Medieval Catholicism

After Augustine there were a range of views. Cassian taught that human nature is fallen and depraved, but not totally, and that both God's will and the free human will work in repentance. Aquinas taught that God predestines people based solely on his own goodness, but that people have free will, and cause and are responsible for their sins. William of Ockham however said that God does not cause human choices, and that predestination is only God's foreknowledge, without God thereby being bound by human wills.

The Reformation

So you see that by the time of the Reformation there had already been over a thousand years of debate on this topic. Within Western Catholicism there were a range of views about original sin, election and predestination, and human free will. Reformed Calvinists and Arminians both stand firmly opposed to Pelaginism and would also say they oppose semi-Pelagianism (though Arminians are sometimes accused of it). Calvinists see themselves as standing with Augustine and Aquinas in their teachings on predestination, while Arminians can say that they have the support of early-Augustine, Cassian, Ockham, and others. Catholic views continued to develop too: Molinism, named after the 16th century Jesuit Luis de Molina, is a more developed form of the predestination based on foreknowledge view, where God knows all counterfactuals and all possible worlds, and chooses which world to create such that all he wills comes to pass, while all humans freely choose every decision. There are many Protestant Molinists now, probably from both Reformed and Arminian backgrounds.
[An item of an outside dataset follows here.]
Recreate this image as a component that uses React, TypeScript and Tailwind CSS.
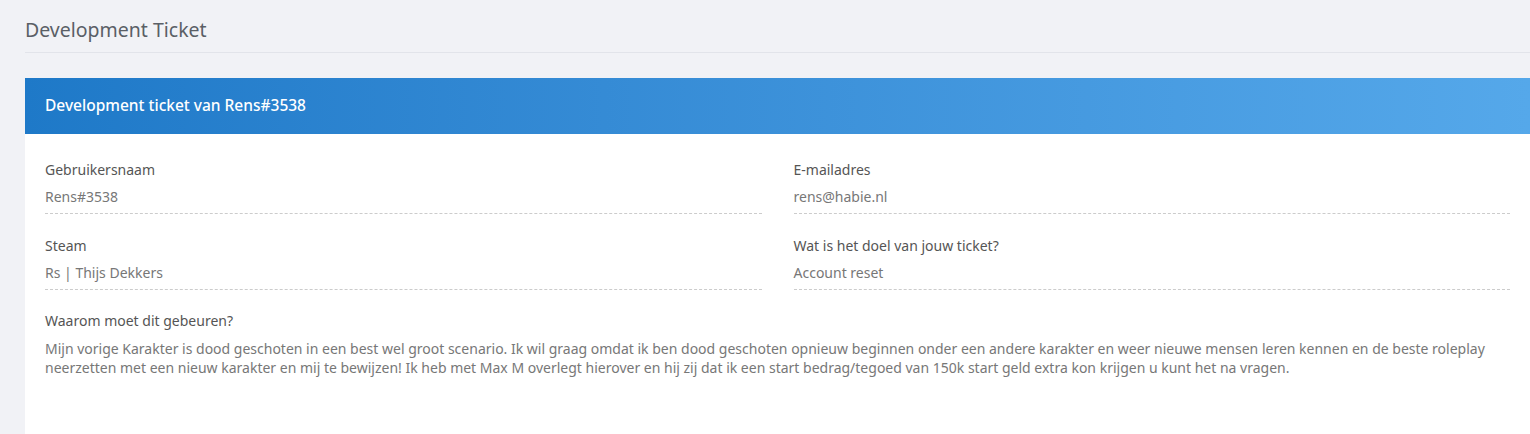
const fields = [
  { label: "Gebruikersnaam", value: "Rens#3538" },
  { label: "E-mailadres", value: "rens@habie.nl" },
  { label: "Steam", value: "Rs | Thijs Dekkers" },
  { label: "Wat is het doel van jouw ticket?", value: "Account reset" },
];

const reason =
  "Mijn vorige Karakter is dood geschoten in een best wel groot scenario. Ik wil graag omdat ik ben dood geschoten opnieuw beginnen onder een andere karakter en weer nieuwe mensen leren kennen en de beste roleplay neerzetten met een nieuw karakter en mij te bewijzen! Ik heb met Max M overlegt hierover en hij zij dat ik een start bedrag/tegoed van 150k start geld extra kon krijgen u kunt het na vragen.";

const Field = ({ label, value }: { label: string; value: string }) => (
  <div className="mb-[22px]">
    <div className="text-[14px] leading-5 text-[#555] mb-[7px]">{label}</div>
    <div className="text-[14px] leading-5 text-[#777] pb-[6px] border-b border-dashed border-[#ccc]">{value}</div>
  </div>
);

export default function App() {
  return (
    <div
      className="h-[434px] bg-[#f1f2f6] pl-[25px] overflow-hidden flex flex-col"
      style={{ fontFamily: "'Noto Sans', Lato, sans-serif" }}
    >
      <div className="pt-[18px] pb-[10px] border-b border-[#e2e4ea]">
        <h1 className="text-[19.5px] leading-6 text-[#5a5f66]">Development Ticket</h1>
      </div>

      <div className="mt-[25px] bg-white flex-1">
        <div className="h-[56px] flex items-center px-5 bg-gradient-to-r from-[#1e79c8] to-[#55a8ea]">
          <h2 className="text-[15.5px] font-medium text-white">Development ticket van Rens#3538</h2>
        </div>
        <div className="pt-[26px] px-5 pb-[40px]">
          <div className="grid grid-cols-2 gap-x-8">
            {fields.map((f) => (
              <Field key={f.label} label={f.label} value={f.value} />
            ))}
          </div>
          <div className="text-[14px] leading-5 text-[#555] -mt-[1px] mb-[8px]">Waarom moet dit gebeuren?</div>
          <p className="text-[14px] leading-[19px] text-[#777]">{reason}</p>
        </div>
      </div>
    </div>
  );
}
But it is also not as if the debates between Protestants are merely playing musical chairs on the positions created by earlier generations. Like the Catholics, Reformed Theology has continued to develop its view of free will: humans have true free wills to live in accordance with our natures; unfortunately our natures are so bent towards sin that we cannot will to convert ourselves. This view of free will, that it means the freedom to be consistent with who we are, may be new for Reformed Theology, or maybe there are precursors I'm not aware of. Another attempt to rationalise all the Biblical data is the corporate election view which says that God's election is of the church as a whole, rather than individuals. And of course theologians of Western Christianity (Catholicism and Protestantism) continue to engage with the theologies of Eastern Christianity and the non-Trinitarian Restorationist movements.

Arminians and Lutherans agree with the Reformed that without God's gracious intervention no one could ever come to faith (contra the Pelagians). If I were to try to boil down the debate between Arminians and Reformed, it would concern the nature of God's prevenient grace: does it free us from the bounds of sin to let us freely choose to repent or not, or does it transform and regenerate us, giving new life to our wills so that we will invariably grow the fruit of faith?